──────── RECORDS SHOWN ────────
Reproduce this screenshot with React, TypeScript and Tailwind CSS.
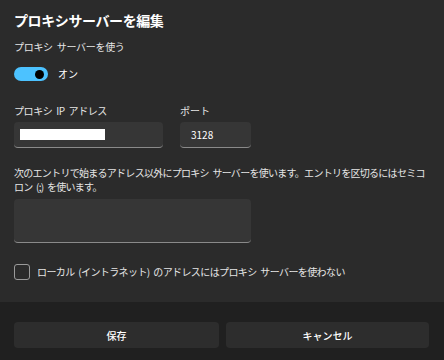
const font = { fontFamily: '"Noto Sans CJK JP", "Noto Sans", sans-serif' };

export default function App() {
  return (
    <div className="w-[444px] h-[360px] flex flex-col bg-[#2b2b2b] text-white overflow-hidden" style={font}>
      <div className="flex-1 flex flex-col px-[14px] pt-[10px]">
        <h1 className="text-[14px] leading-[20px] font-bold tracking-[-0.4px]">プロキシサーバーを編集</h1>
        <div className="mt-[10px] text-[10px] leading-[14px] text-[#e6e6e6] tracking-[-0.3px] [word-spacing:2px]">プロキシ サーバーを使う</div>
        <div className="mt-[13px] flex items-center gap-[10px]">
          <div className="w-[34px] h-[14px] rounded-full bg-[#4cc2ff] flex items-center justify-end pr-[4px]">
            <div className="w-[9px] h-[9px] rounded-full bg-black" />
          </div>
          <span className="text-[10px] leading-[14px]">オン</span>
        </div>

        <div className="mt-[23px] flex gap-[17px]">
          <div className="flex flex-col">
            <span className="text-[10px] leading-[14px] text-[#e6e6e6] tracking-[-0.4px] [word-spacing:2px]">プロキシ IP アドレス</span>
            <div className="mt-[4px] w-[149px] h-[26px] rounded-[4px] bg-[#363636] border-b border-[#8a8a8a] flex items-center px-[6px]">
              <div className="w-[85px] h-[11px] bg-white" />
            </div>
          </div>
          <div className="flex flex-col">
            <span className="text-[10px] leading-[14px] text-[#e6e6e6]">ポート</span>
            <div className="mt-[4px] w-[71px] h-[26px] rounded-[4px] bg-[#363636] border-b border-[#8a8a8a] flex items-center px-[11px] text-[10px]">
              3128
            </div>
          </div>
        </div>

        <p className="mt-[18px] text-[10px] leading-[14px] text-[#e6e6e6] tracking-[-0.72px] [word-spacing:2px] whitespace-nowrap">
          次のエントリで始まるアドレス以外にプロキシ サーバーを使います。エントリを区切るにはセミコ
          <br />
          ロン (;) を使います。
        </p>
        <div className="mt-[5px] w-[237px] h-[44px] rounded-[4px] bg-[#363636] border-b border-[#8a8a8a]" />

        <div className="mt-[21px] flex items-center gap-[7px]">
          <div className="w-[16px] h-[16px] rounded-[3px] border border-[#9a9a9a]" />
          <span className="text-[10px] leading-[14px] text-[#e6e6e6] tracking-[-0.6px] [word-spacing:2px]">ローカル (イントラネット) のアドレスにはプロキシ サーバーを使わない</span>
        </div>
      </div>

      <div className="h-[58px] bg-[#202020] flex gap-[7px] px-[14px] pt-[20px]">
        <button className="w-[205px] h-[26px] rounded-[4px] bg-[#2d2d2d] text-[10px] font-medium" style={font}>保存</button>
        <button className="w-[203px] h-[26px] rounded-[4px] bg-[#2d2d2d] text-[10px] font-medium" style={font}>キャンセル</button>
      </div>
    </div>
  );
}
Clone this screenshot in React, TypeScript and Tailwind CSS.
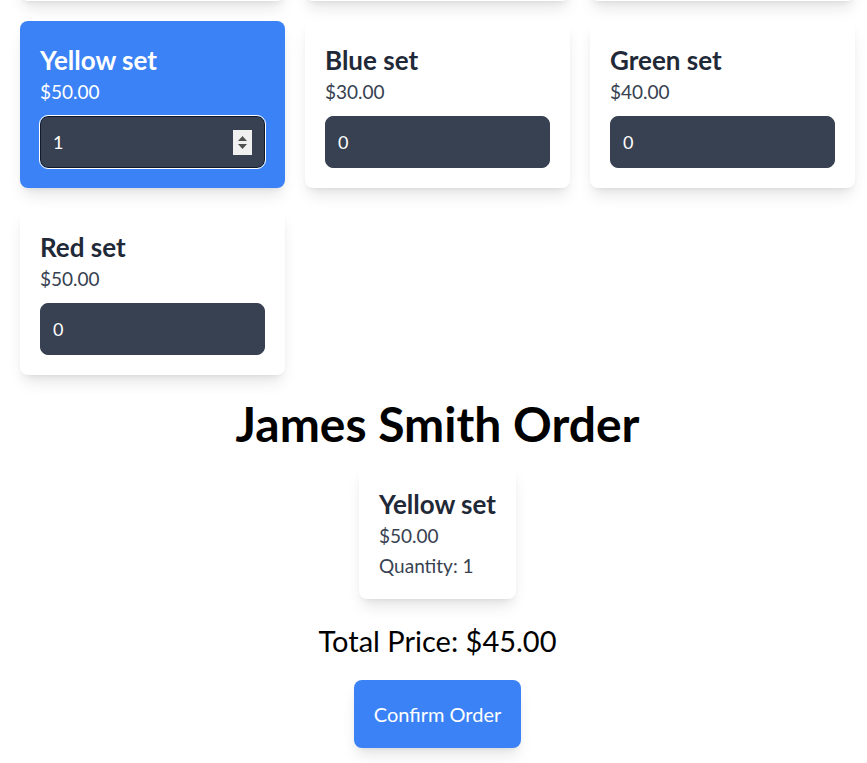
import { useState } from "react";

type Product = { id: number; name: string; price: number };

const products: Product[] = [
  { id: 4, name: "Yellow set", price: 50 },
  { id: 5, name: "Blue set", price: 30 },
  { id: 6, name: "Green set", price: 40 },
  { id: 7, name: "Red set", price: 50 },
];

const money = (n: number) => `$${n.toFixed(2)}`;

// fake number spinner, shown on the focused field
const Spinner = () => (
  <span className="flex h-[25px] w-[19px] flex-col items-center justify-center gap-[3px] bg-[#f0f0f0]">
    <svg width="9" height="5" viewBox="0 0 9 5">
      <path d="M4.5 0 L9 5 L0 5 Z" fill="#505050" />
    </svg>
    <svg width="9" height="5" viewBox="0 0 9 5">
      <path d="M0 0 L9 0 L4.5 5 Z" fill="#505050" />
    </svg>
  </span>
);

interface ProductCardProps {
  product: Product;
  quantity: number;
  selected: boolean;
  onChange: (q: number) => void;
}

const ProductCard: React.FC<ProductCardProps> = ({
  product,
  quantity,
  selected,
  onChange,
}) => {
  return (
    <div
      className={
        "h-[167px] rounded-lg p-5 shadow-lg " +
        (selected ? "bg-[#3b82f6]" : "bg-white")
      }
    >
      <h3
        className={
          "text-[26px] leading-[38px] font-bold " +
          (selected ? "text-white" : "text-[#1f2937]")
        }
      >
        {product.name}
      </h3>
      <p
        className={
          "text-[19px] leading-[26px] " +
          (selected ? "text-white" : "text-[#374151]")
        }
      >
        {money(product.price)}
      </p>
      <div
        className={
          "mt-[11px] flex h-[52px] items-center rounded-lg border bg-[#374151] pr-3 " +
          (selected
            ? "border-[#111827] outline outline-1 outline-white"
            : "border-[#374151]")
        }
      >
        <input
          type="text"
          value={quantity}
          onChange={(e) => onChange(Number(e.target.value) || 0)}
          className="h-full min-w-0 flex-1 bg-transparent pl-3 text-lg text-white outline-none"
        />
        {selected && <Spinner />}
      </div>
    </div>
  );
};

export default function App() {
  const [quantities, setQuantities] = useState<Record<number, number>>({
    4: 1,
  });

  const ordered = products.filter((p) => (quantities[p.id] ?? 0) > 0);

  return (
    <div
      className="w-full overflow-hidden bg-white"
      style={{ fontFamily: 'Lato, "Open Sans", sans-serif' }}
    >
      <div className="-mt-[166px] flex w-[875px] flex-col items-center pb-5">
        <div className="grid grid-cols-[repeat(3,265px)] gap-5 px-5">
          {/* row scrolled out of view */}
          <div className="h-[167px] rounded-lg bg-white shadow-lg" />
          <div className="h-[167px] rounded-lg bg-white shadow-lg" />
          <div className="h-[167px] rounded-lg bg-white shadow-lg" />
          {products.map((p) => (
            <ProductCard
              key={p.id}
              product={p}
              quantity={quantities[p.id] ?? 0}
              selected={p.id === 4}
              onChange={(q) => setQuantities({ ...quantities, [p.id]: q })}
            />
          ))}
        </div>

        <h1 className="mt-[25px] text-5xl leading-[48px] font-bold text-black">
          James Smith Order
        </h1>

        <div className="mt-[17px] flex flex-col gap-4">
          {ordered.map((p) => (
            <div key={p.id} className="rounded-lg bg-white p-5 shadow-lg">
              <h3 className="text-[26px] leading-[38px] font-bold text-[#1f2937]">
                {p.name}
              </h3>
              <p className="text-[19px] leading-[26px] text-[#374151]">
                {money(p.price)}
              </p>
              <p className="mt-1 text-[19px] leading-[26px] text-[#374151]">
                Quantity: {quantities[p.id]}
              </p>
            </div>
          ))}
        </div>

        <p className="mt-6 text-[29px] leading-9 text-black">
          Total Price: $45.00
        </p>

        <button className="mt-[21px] rounded-lg bg-[#3b82f6] px-5 py-5 text-xl leading-7 text-white shadow-lg">
          Confirm Order
        </button>
      </div>
    </div>
  );
}
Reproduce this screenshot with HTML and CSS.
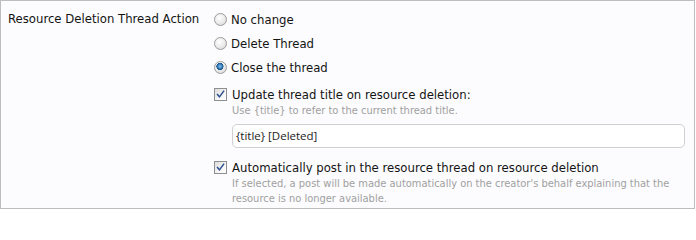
────────
WHAT IS REQUIRED
Above are the records; copy exactly the lines from the one with "Clone this screenshot" through the one with "number; name: string;", including both, and nothing more. Leave out pictures.

ANSWER TO THIS TASK
Clone this screenshot in React, TypeScript and Tailwind CSS.
import { useState } from "react";

type Product = { id: number; name: string; price: number };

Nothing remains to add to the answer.